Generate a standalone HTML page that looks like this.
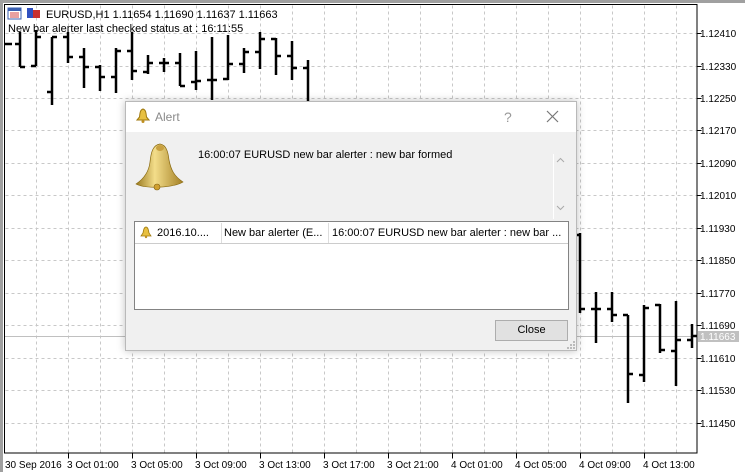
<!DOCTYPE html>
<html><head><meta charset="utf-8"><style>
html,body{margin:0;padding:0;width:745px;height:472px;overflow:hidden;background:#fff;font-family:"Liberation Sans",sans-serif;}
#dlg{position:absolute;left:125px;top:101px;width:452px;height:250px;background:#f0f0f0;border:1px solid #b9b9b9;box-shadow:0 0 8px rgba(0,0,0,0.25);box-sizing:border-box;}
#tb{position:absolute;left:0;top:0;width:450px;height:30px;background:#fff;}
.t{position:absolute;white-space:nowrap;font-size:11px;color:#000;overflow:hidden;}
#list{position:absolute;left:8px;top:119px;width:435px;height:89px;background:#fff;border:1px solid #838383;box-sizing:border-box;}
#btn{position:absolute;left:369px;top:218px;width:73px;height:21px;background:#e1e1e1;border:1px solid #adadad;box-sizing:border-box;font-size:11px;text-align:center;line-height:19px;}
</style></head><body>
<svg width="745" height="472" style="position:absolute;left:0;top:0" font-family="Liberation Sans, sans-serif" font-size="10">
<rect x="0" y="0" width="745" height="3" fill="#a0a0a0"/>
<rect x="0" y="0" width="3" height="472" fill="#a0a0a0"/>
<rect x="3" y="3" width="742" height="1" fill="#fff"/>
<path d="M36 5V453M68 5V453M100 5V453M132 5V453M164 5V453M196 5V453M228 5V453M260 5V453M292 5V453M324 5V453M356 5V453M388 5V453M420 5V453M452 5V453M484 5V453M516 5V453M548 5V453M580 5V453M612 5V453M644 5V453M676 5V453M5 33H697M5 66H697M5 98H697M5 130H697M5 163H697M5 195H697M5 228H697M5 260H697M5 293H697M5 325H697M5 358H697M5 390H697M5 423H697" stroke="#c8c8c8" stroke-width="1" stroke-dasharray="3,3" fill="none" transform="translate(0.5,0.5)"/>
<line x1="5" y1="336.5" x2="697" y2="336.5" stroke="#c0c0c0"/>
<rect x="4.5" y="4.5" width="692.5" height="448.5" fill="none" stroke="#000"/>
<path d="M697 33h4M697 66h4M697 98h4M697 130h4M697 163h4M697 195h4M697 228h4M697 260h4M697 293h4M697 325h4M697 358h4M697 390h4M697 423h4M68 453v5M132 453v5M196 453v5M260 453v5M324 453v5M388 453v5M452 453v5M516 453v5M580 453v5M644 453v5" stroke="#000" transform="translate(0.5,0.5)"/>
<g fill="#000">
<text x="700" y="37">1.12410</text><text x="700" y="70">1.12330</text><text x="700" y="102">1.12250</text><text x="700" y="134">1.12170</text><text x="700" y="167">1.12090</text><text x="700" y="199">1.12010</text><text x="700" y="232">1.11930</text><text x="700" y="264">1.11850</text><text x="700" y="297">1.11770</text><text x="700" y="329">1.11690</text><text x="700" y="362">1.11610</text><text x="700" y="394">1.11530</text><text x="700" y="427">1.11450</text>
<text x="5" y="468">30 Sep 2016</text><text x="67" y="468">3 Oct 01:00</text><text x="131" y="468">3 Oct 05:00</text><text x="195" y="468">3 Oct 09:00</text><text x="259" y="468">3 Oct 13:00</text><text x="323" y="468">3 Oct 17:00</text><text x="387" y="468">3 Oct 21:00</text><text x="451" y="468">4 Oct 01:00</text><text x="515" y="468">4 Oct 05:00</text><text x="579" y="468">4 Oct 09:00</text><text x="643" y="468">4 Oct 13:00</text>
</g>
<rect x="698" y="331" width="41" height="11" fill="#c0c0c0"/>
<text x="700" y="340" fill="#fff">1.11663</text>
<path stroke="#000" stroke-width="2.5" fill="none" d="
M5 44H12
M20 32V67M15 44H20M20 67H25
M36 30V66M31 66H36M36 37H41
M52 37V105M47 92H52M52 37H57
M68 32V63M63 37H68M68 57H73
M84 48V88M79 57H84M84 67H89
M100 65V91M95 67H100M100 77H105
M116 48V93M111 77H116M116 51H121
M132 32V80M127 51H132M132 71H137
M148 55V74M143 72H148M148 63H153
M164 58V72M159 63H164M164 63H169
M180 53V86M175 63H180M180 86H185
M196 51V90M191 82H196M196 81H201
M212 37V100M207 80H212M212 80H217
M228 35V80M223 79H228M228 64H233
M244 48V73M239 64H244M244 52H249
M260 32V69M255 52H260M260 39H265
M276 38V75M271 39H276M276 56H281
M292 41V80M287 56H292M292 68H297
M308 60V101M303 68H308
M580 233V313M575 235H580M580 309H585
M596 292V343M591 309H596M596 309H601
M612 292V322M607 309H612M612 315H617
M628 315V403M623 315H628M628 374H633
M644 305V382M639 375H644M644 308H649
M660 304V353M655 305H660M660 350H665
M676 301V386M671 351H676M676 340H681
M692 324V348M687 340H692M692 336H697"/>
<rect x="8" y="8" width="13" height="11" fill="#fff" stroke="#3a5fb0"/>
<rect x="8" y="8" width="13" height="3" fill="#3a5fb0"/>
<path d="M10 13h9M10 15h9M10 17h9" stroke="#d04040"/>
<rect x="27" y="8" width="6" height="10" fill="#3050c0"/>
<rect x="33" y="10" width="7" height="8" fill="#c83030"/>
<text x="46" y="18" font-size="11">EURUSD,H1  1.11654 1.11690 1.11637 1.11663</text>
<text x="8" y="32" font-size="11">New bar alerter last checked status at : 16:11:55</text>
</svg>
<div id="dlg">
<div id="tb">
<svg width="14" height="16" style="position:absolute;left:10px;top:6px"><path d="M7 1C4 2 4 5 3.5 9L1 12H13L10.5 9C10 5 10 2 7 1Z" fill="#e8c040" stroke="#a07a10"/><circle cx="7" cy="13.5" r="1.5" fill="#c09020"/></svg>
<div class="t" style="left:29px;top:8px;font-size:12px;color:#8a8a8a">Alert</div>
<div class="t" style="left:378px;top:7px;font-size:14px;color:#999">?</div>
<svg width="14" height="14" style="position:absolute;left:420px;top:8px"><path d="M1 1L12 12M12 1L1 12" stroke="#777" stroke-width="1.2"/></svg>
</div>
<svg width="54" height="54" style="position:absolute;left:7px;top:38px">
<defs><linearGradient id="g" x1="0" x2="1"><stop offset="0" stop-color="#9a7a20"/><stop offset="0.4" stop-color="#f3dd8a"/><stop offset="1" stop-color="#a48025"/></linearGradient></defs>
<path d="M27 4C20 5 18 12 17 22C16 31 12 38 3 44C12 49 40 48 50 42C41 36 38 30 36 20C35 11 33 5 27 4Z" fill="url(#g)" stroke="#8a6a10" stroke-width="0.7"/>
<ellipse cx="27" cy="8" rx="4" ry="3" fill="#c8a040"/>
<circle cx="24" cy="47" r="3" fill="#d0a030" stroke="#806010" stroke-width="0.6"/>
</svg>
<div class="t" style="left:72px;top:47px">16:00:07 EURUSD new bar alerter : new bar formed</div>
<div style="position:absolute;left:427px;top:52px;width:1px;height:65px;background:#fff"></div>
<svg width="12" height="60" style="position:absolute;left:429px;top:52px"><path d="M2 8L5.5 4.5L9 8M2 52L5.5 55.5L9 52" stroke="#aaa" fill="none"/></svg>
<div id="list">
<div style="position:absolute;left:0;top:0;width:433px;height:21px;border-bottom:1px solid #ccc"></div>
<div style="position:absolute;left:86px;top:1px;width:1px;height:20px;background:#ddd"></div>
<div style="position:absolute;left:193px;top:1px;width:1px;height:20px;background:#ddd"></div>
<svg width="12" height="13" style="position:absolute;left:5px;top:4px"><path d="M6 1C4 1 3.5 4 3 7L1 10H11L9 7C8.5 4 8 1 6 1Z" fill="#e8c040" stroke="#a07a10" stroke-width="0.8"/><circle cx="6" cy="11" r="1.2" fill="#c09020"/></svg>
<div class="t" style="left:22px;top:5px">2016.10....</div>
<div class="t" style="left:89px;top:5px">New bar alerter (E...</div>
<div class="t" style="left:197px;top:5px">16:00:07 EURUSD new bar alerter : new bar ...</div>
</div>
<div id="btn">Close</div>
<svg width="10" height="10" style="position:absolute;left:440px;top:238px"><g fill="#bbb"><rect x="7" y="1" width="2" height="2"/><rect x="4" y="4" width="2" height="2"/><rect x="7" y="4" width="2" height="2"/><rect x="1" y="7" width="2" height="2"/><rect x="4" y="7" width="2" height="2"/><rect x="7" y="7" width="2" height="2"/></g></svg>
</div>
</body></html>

...

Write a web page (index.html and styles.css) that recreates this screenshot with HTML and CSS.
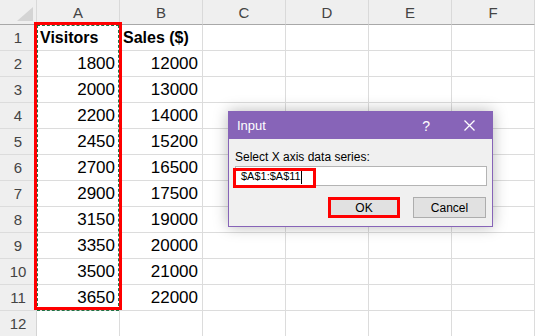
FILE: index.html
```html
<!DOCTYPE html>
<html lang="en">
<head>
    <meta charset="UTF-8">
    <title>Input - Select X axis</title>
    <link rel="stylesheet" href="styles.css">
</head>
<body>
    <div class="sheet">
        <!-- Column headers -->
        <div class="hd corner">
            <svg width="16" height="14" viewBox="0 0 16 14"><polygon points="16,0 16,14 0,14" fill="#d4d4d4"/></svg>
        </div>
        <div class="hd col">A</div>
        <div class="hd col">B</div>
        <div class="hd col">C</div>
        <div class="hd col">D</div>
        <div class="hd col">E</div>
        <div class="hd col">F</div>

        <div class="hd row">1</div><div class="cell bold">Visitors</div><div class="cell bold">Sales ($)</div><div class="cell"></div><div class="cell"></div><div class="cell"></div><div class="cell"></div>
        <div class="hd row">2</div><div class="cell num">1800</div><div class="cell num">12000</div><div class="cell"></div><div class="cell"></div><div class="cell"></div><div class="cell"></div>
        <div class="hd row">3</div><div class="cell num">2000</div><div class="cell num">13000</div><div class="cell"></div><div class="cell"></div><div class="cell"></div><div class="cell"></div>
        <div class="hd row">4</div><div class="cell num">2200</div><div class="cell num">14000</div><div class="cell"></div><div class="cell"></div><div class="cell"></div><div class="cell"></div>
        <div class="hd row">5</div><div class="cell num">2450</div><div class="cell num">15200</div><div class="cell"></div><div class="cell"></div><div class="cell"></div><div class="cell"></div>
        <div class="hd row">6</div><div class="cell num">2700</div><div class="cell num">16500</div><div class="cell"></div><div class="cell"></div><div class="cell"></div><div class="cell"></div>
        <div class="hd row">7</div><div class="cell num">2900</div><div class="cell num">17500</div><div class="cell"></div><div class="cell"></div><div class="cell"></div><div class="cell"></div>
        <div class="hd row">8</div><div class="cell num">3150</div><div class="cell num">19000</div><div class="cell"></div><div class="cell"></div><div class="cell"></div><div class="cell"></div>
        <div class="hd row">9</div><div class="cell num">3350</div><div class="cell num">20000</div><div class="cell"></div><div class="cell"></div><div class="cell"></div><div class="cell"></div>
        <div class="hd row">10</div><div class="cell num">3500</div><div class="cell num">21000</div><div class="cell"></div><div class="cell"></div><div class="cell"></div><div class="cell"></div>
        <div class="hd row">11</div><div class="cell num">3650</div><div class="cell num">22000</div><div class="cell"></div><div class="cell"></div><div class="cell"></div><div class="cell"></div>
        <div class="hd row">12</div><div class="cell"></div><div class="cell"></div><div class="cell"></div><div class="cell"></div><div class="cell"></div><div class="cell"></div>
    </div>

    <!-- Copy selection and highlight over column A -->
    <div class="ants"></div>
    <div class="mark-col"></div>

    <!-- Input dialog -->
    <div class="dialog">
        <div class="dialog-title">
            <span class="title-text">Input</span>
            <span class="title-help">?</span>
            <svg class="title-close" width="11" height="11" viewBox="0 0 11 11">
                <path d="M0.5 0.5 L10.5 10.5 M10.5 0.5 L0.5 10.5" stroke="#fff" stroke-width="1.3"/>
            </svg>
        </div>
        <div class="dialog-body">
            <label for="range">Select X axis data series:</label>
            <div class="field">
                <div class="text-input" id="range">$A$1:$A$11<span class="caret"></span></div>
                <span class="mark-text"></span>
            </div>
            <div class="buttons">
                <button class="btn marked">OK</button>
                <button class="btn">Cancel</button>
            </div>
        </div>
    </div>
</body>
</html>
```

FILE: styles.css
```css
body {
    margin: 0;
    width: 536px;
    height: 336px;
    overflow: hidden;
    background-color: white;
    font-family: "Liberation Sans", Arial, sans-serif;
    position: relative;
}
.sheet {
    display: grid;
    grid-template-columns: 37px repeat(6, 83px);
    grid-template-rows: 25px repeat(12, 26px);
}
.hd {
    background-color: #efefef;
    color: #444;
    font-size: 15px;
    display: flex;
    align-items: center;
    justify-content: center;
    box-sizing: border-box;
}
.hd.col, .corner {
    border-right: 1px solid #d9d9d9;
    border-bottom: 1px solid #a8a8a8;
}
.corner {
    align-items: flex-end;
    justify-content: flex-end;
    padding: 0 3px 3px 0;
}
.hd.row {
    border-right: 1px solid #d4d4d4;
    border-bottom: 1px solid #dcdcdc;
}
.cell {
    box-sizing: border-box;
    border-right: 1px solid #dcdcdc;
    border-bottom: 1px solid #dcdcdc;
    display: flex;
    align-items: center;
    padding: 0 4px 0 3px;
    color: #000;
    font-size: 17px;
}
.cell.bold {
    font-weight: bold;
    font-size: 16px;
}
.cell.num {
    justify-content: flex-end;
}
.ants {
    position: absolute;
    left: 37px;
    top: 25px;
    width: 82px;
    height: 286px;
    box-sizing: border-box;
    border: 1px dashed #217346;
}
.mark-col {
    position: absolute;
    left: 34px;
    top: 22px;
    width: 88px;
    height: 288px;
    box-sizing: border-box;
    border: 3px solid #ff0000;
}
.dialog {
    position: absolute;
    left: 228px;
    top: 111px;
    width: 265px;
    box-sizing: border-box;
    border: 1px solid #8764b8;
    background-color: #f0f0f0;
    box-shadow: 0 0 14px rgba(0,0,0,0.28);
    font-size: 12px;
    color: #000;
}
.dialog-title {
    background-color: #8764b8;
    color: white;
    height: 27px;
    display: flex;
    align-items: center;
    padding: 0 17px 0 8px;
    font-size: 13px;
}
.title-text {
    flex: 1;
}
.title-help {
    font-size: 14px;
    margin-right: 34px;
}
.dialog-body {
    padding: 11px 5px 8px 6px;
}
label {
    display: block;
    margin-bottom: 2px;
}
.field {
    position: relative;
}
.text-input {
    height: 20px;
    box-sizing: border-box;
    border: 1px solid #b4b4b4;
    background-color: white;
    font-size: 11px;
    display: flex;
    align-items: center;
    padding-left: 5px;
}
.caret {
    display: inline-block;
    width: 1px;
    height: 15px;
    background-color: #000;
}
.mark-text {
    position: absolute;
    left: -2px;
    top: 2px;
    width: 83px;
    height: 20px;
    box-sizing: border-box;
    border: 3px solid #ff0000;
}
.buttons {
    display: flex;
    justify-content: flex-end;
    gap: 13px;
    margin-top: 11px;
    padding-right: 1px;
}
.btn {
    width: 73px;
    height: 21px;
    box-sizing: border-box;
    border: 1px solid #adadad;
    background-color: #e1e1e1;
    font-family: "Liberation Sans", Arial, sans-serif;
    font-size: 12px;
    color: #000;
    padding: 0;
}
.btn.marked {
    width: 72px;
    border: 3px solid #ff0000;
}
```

Exercise details. Return the lines of the records that include the string "index".

Solution.
Write a web page (index.html and styles.css) that recreates this screenshot with HTML and CSS.
FILE: index.html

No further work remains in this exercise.